The API from the point of view of a module writer

 

To write a Mesos module, include the module API header file and a module role type declaration, then place one macro call inside your library source code to capture version information and add another macro call to declare a module. Then add a function body that returns a module instance. That’s all. Here is a minimal example that declares a module with the role “Calculator” and the name “example”.

 

#include <mesos/module.hpp> // module system API
#include <calculator.hpp> // module role type declaration is in here

MESOS_MODULE_LIBRARY() // declares the module library (and its versions)
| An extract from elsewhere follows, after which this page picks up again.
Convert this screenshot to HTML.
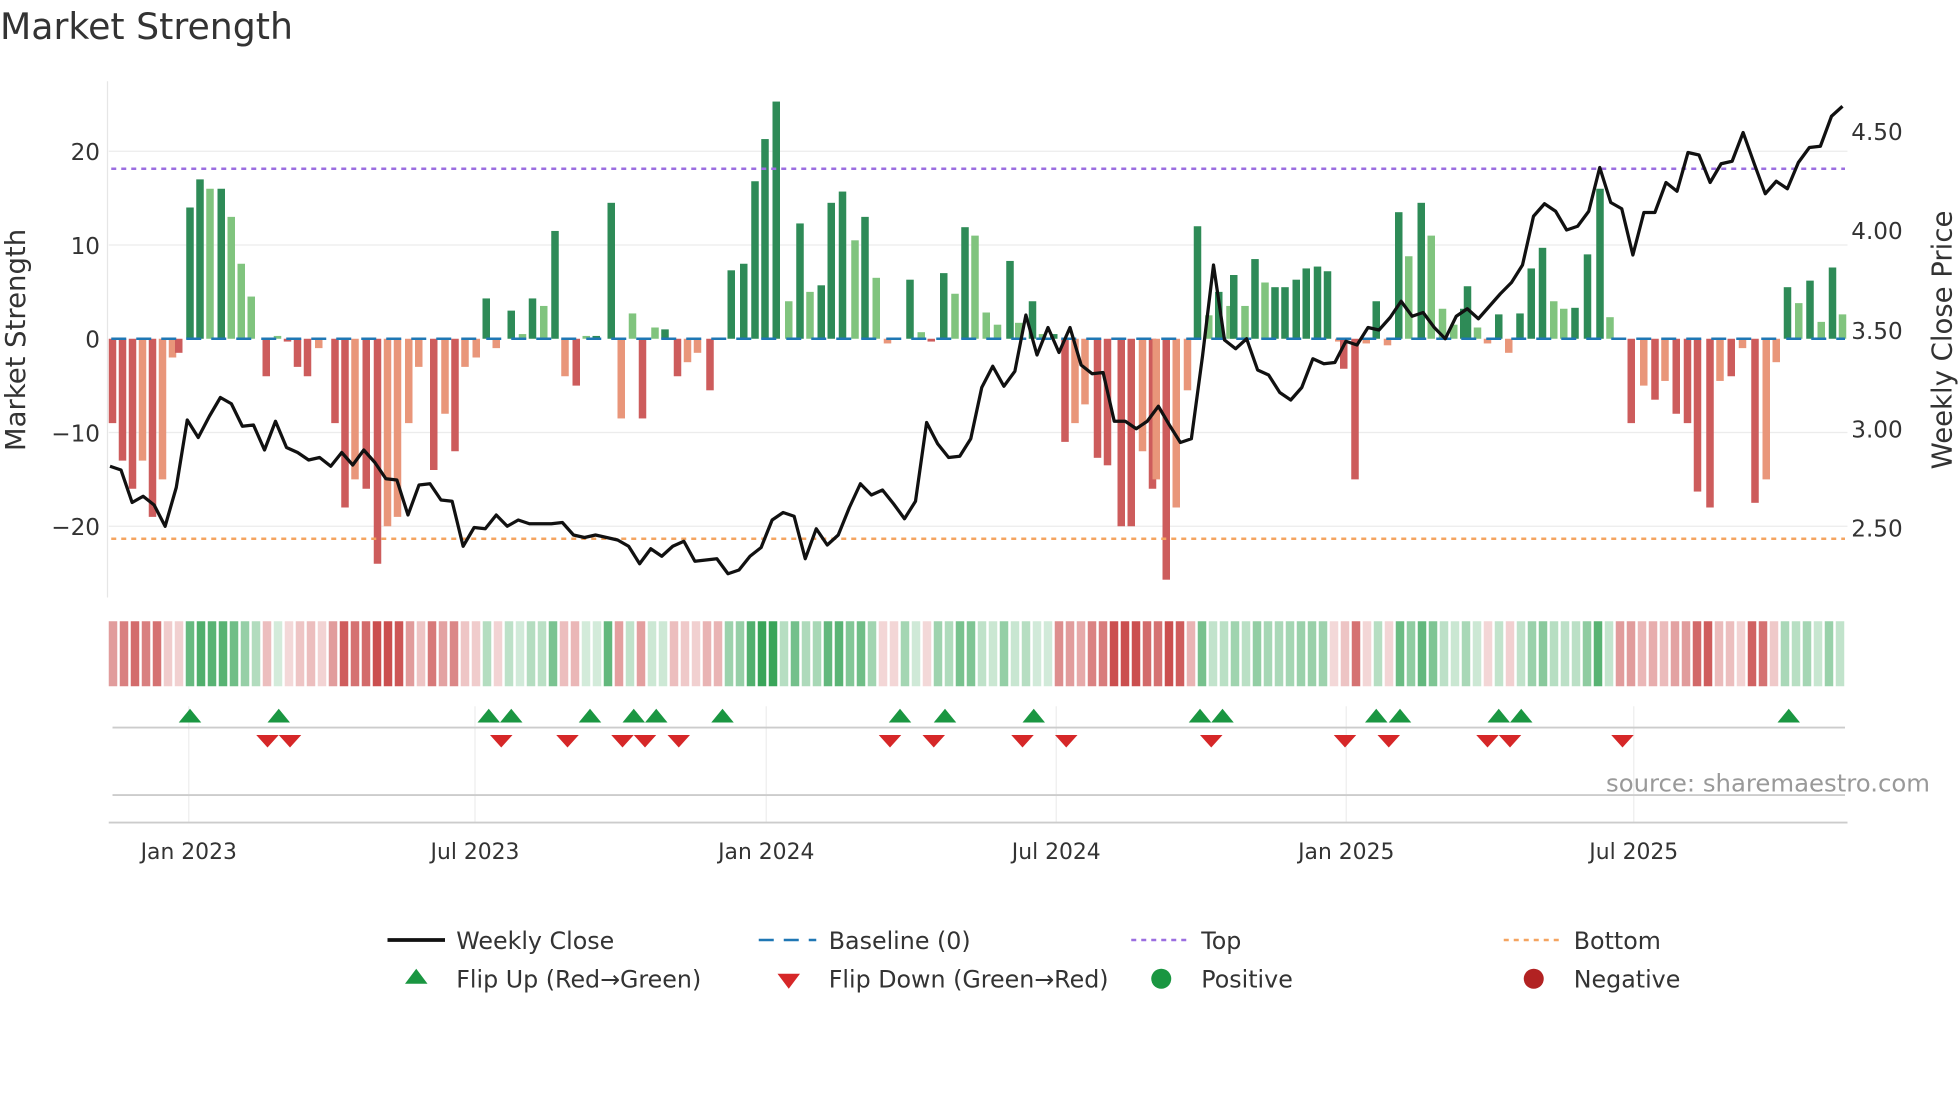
<!DOCTYPE html>
<html><head><meta charset="utf-8">
<style>
html,body{margin:0;padding:0;background:#fff;}
svg{display:block;font-family:"DejaVu Sans","Liberation Sans",sans-serif;}
</style></head>
<body>
<svg id="s" width="1960" height="1102" viewBox="0 0 1568 881.6" xmlns="http://www.w3.org/2000/svg">
<rect width="1568" height="882" fill="#fff"/>
<text x="0" y="31" font-size="29" fill="#333">Market Strength</text>
<g stroke="#ececec" stroke-width="1">
<line x1="87" x2="1478" y1="121" y2="121"/><line x1="87" x2="1478" y1="196" y2="196"/>
<line x1="87" x2="1478" y1="346" y2="346"/><line x1="87" x2="1478" y1="421" y2="421"/>
</g>
<line x1="86" x2="86" y1="65" y2="478" stroke="#e6e6e6"/>
<g font-size="18.5" fill="#333" text-anchor="end">
<text x="80" y="128">20</text><text x="80" y="203">10</text><text x="80" y="278">0</text>
<text x="80" y="353">−10</text><text x="80" y="428">−20</text>
</g>
<g font-size="18.5" fill="#333">
<text x="1481" y="112">4.50</text><text x="1481" y="191">4.00</text><text x="1481" y="271">3.50</text>
<text x="1481" y="350">3.00</text><text x="1481" y="429">2.50</text>
</g>
<text transform="translate(20,272) rotate(-90)" font-size="22" fill="#333" text-anchor="middle">Market Strength</text>
<text transform="translate(1561,272) rotate(-90)" font-size="22" fill="#333" text-anchor="middle">Weekly Close Price</text>
<g id="bars"></g>
<line x1="89" x2="1476" y1="271" y2="271" stroke="#1f77b4" stroke-width="2" stroke-dasharray="12,8"/>
<line x1="89" x2="1476" y1="135" y2="135" stroke="#9b6ee0" stroke-width="2" stroke-dasharray="4,4"/>
<line x1="89" x2="1476" y1="431" y2="431" stroke="#f4a460" stroke-width="2" stroke-dasharray="4,4"/>
<polyline id="price" fill="none" stroke="#111" stroke-width="2.6" stroke-linejoin="round"/>
<g id="heat"></g>
<g stroke="#eee"><line x1="151" x2="151" y1="565" y2="658"/><line x1="380" x2="380" y1="565" y2="658"/><line x1="613" x2="613" y1="565" y2="658"/><line x1="845" x2="845" y1="565" y2="658"/><line x1="1077" x2="1077" y1="565" y2="658"/><line x1="1307" x2="1307" y1="565" y2="658"/></g>
<line x1="90" x2="1476" y1="582" y2="582" stroke="#ccc" stroke-width="1.5"/>
<line x1="90" x2="1476" y1="636" y2="636" stroke="#ccc" stroke-width="1.5"/>
<line x1="87" x2="1478" y1="658" y2="658" stroke="#ccc" stroke-width="1.5"/>
<g id="mk"></g>
<text x="1544" y="633" font-size="19.5" fill="#999" text-anchor="end">source: sharemaestro.com</text>
<g font-size="17.5" fill="#333" text-anchor="middle">
<text x="151" y="687">Jan 2023</text><text x="380" y="687">Jul 2023</text><text x="613" y="687">Jan 2024</text>
<text x="845" y="687">Jul 2024</text><text x="1077" y="687">Jan 2025</text><text x="1307" y="687">Jul 2025</text>
</g>
<g font-size="19" fill="#333">
<line x1="310" x2="356" y1="752" y2="752" stroke="#111" stroke-width="3"/><text x="365" y="759">Weekly Close</text>
<line x1="607" x2="653" y1="752" y2="752" stroke="#1f77b4" stroke-width="2" stroke-dasharray="12,8"/><text x="663" y="759">Baseline (0)</text>
<line x1="905" x2="951" y1="752" y2="752" stroke="#9b6ee0" stroke-width="2" stroke-dasharray="4,4"/><text x="961" y="759">Top</text>
<line x1="1203" x2="1249" y1="752" y2="752" stroke="#f4a460" stroke-width="2" stroke-dasharray="4,4"/><text x="1259" y="759">Bottom</text>
<polygon points="324,787 342,787 333,775" fill="#1a9641"/><text x="365" y="790">Flip Up (Red→Green)</text>
<polygon points="622,779 640,779 631,791" fill="#d62728"/><text x="663" y="790">Flip Down (Green→Red)</text>
<circle cx="929" cy="783" r="8" fill="#1a9641"/><text x="961" y="790">Positive</text>
<circle cx="1227" cy="783" r="8" fill="#b22222"/><text x="1259" y="790">Negative</text>
</g>
</svg>
<script>
var NS="http://www.w3.org/2000/svg";
function el(p,t,a){var e=document.createElementNS(NS,t);for(var k in a)e.setAttribute(k,a[k]);p.appendChild(e);return e;}
var B=[[90,-9],[98,-13],[106,-16],[114,-13],[122,-19],[130,-15],[138,-2],[143,-1.5],[152,14],[160,17],[168,16],[177,16],[185,13],[193,8],[201,4.5],[213,-4],[222,0.3],[230,-0.3],[238,-3],[246,-4],[255,-1],[268,-9],[276,-18],[284,-15],[293,-16],[302,-24],[310,-20],[318,-19],[327,-9],[335,-3],[347,-14],[356,-8],[364,-12],[372,-3],[381,-2],[389,4.3],[397,-1],[409,3],[418,0.5],[426,4.3],[435,3.5],[444,11.5],[452,-4],[461,-5],[469,0.3],[477,0.3],[489,14.5],[497,-8.5],[506,2.7],[514,-8.5],[524,1.2],[532,1],[542,-4],[550,-2.5],[558,-1.5],[568,-5.5],[585,7.3],[595,8],[604,16.8],[612,21.3],[621,25.3],[631,4],[640,12.3],[648,5],[657,5.7],[665,14.5],[674,15.7],[684,10.5],[692,13],[701,6.5],[710,-0.5],[728,6.3],[737,0.7],[745,-0.3],[755,7],[764,4.8],[772,11.9],[780,11],[789,2.8],[798,1.5],[808,8.3],[815,1.7],[826,4],[834,0.5],[843,0.5],[852,-11],[860,-9],[868,-7],[878,-12.7],[886,-13.5],[897,-20],[905,-20],[914,-12],[922,-16],[925,-15],[933,-25.7],[941,-18],[950,-5.5],[958,12],[967,2.5],[975,5],[984,3.5],[987,6.8],[996,3.5],[1004,8.5],[1012,6],[1020,5.5],[1028,5.5],[1037,6.3],[1045,7.5],[1054,7.7],[1062,7.2],[1071,-0.3],[1075,-3.2],[1084,-15],[1093,-0.5],[1101,4],[1110,-0.7],[1119,13.5],[1127,8.8],[1137,14.5],[1145,11],[1154,3.2],[1163,1.5],[1171,3.2],[1174,5.6],[1182,1.2],[1190,-0.5],[1199,2.6],[1207,-1.5],[1216,2.7],[1225,7.5],[1234,9.7],[1243,4],[1251,3.2],[1260,3.3],[1270,9],[1280,16],[1288,2.3],[1305,-9],[1315,-5],[1324,-6.5],[1332,-4.5],[1341,-8],[1350,-9],[1358,-16.3],[1368,-18],[1376,-4.5],[1385,-4],[1394,-1],[1404,-17.5],[1413,-15],[1421,-2.5],[1430,5.5],[1439,3.8],[1448,6.2],[1457,1.8],[1466,7.6],[1474,2.6]];
var g=document.getElementById("bars"),prev=0;
B.forEach(function(b){var v=b[1],h=Math.abs(v)*7.5,dark=Math.abs(v)>=Math.abs(prev)-0.5;
var c=v>=0?(dark?"#2e8b57":"#80c47e"):(dark?"#cd5c5c":"#e9967a");
el(g,"rect",{x:b[0]-3,y:v>=0?271-h:271,width:6,height:Math.max(h,1),fill:c});prev=v;});
var hg=document.getElementById("heat");
function interp(x){var i=0;while(i<B.length-1&&B[i+1][0]<x)i++;var a=B[i],bb=B[Math.min(i+1,B.length-1)];return Math.abs(a[0]-x)<Math.abs(bb[0]-x)?a[1]:bb[1];}
for(var x=87;x<1472;x+=8.8){var v=interp(x+4),t=Math.min(Math.abs(v)/20,1)*0.75+0.2;
var c=v>=0?"rgba(46,160,80,"+t+")":"rgba(200,70,70,"+t+")";
el(hg,"rect",{x:x,y:497,width:6.8,height:52,fill:c});}
var P=[373,376,402,397,404,421,390,336,350,333,318,323,341,340,360,337,358,362,368,366,373,362,372,360,370,383,384,412,388,387,400,401,437,422,423,412,421,416,419,419,419,418,428,430,428,430,432,437,451,439,445,437,433,449,448,447,459,456,445,438,416,410,413,447,423,436,428,406,387,396,392,403,415,401,338,355,366,365,351,310,293,309,297,252,284,262,282,262,292,299,298,337,337,343,337,325,340,354,351,285,212,272,279,271,296,300,314,320,310,287,291,290,273,276,262,264,254,241,253,250,262,271,253,247,255,245,235,226,212,173,163,169,184,181,169,134,162,167,204,170,170,146,153,122,124,146,131,129,106,131,155,145,151,130,118,117,93,85];
var pts=P.map(function(y,i){return (88+i*(1386/(P.length-1))).toFixed(1)+","+y;}).join(" ");
document.getElementById("price").setAttribute("points",pts);
var mk=document.getElementById("mk");
[152,223,391,409,472,507,525,578,720,756,827,960,978,1101,1120,1199,1217,1431].forEach(function(x){el(mk,"polygon",{points:(x-9)+",578 "+(x+9)+",578 "+x+",567",fill:"#1a9641"});});
[214,232,401,454,498,516,543,712,747,818,853,969,1076,1111,1190,1208,1298].forEach(function(x){el(mk,"polygon",{points:(x-9)+",588 "+(x+9)+",588 "+x+",598",fill:"#d62728"});});
</script>
</body></html>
class ExampleCalculator: public Calculator
{
public:
  // An example function that the module implements.
  virtual int compute(char a, long b)

  {
    return a + b;
  }
};

MESOS_MODULE(Calculator, example) // declares the module

{
  return new ExampleCalculator(); // creating and returning the module instance
}

Additional compatibility checks


By default the above only works when the module client Mesos version and the Mesos version against which the library has been compiled are exactly the same. However, with this extra declaration, you can enable backwards compatibility controlled by a table inside Mesos that allows earlier library versions.

MESOS_IS_MODULE_COMPATIBLE(example)

{
  return true;
}

Here, instead of simply returning true, the module could also perform its own checks, and return false under certain conditions. In the latter case the module will not be admitted, no matter what the results of any other checks by Mesos indicate. The module’s own checks are open-ended. In particular, they may include queries about other loaded libraries and modules and their respective versions. We will later provide an API for that.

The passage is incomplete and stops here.